Nous vivons sur un quiproquo. Nous essayons d'imiter des modèles qui fonctionnent en réalité selon des logiques différentes de la nôtre. En Scandinavie et en Allemagne, la puissance de la démocratie sociale repose sur l'adhésion. Les syndicats sont des organisations indépendantes puisque leurs ressources proviennent des cotisations de leurs adhérents. C'est une différence fondamentale avec le paritarisme tel que nous le connaissons en France. En outre, les conventions collectives ou les accords signés par les partenaires sociaux couvrent essentiellement les adhérents des syndicats signataires, tandis qu'en France elles couvrent d'abord un petit nombre de travailleurs mais sont ensuite étendues à l'ensemble des salariés. Les logiques et les modes de fonctionnement sont donc très différents.

L'Allemagne a longtemps été considérée comme l'homme malade de l'Europe.
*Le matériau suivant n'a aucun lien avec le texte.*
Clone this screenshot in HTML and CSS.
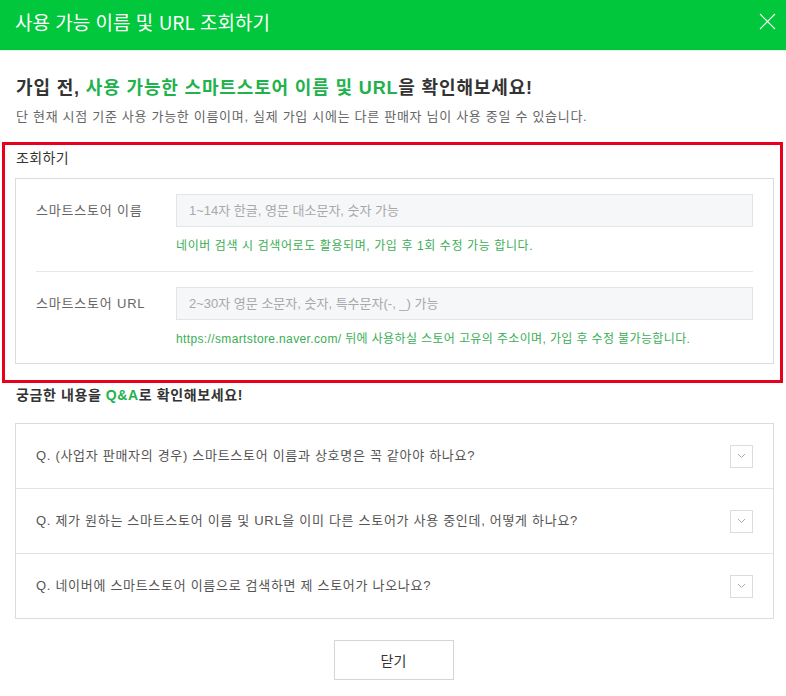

Sa renaissance économique à partir des années 2000 n'est pas liée, tant s'en faut, à un renforcement de la démocratie sociale. Le taux de syndicalisation y chute de manière vertigineuse depuis les années 1990, ce qui est problématique pour un grand nombre de secteurs. Le redressement économique allemand repose sur d'autres ressorts, sans que l'on doive nier pour autant la complémentarité entre l'efficacité économique, la force de la négociation collective et la cohésion sociale liée à une action syndicale efficace. L'Allemagne a longtemps vécu avec un modèle de démocratie sociale envié par certains, mais avec une économie en mauvaise posture.

Le prisme du fonctionnement du marché du travail, j'y insiste, me conduit à considérer que le fonctionnement de la démocratie sociale en France pose de nombreux problèmes, qui se résument pour l'essentiel à un monopole de gestion déléguée et mal contrôlée – les dérives sont nombreuses – et au manque de poids de l'adhésion syndicale. Les ressources des syndicats devraient principalement provenir de l'adhésion. Cette exigence est essentielle pour garantir une démocratie sociale forte qui permette une négociation équilibrée au sein des entreprises.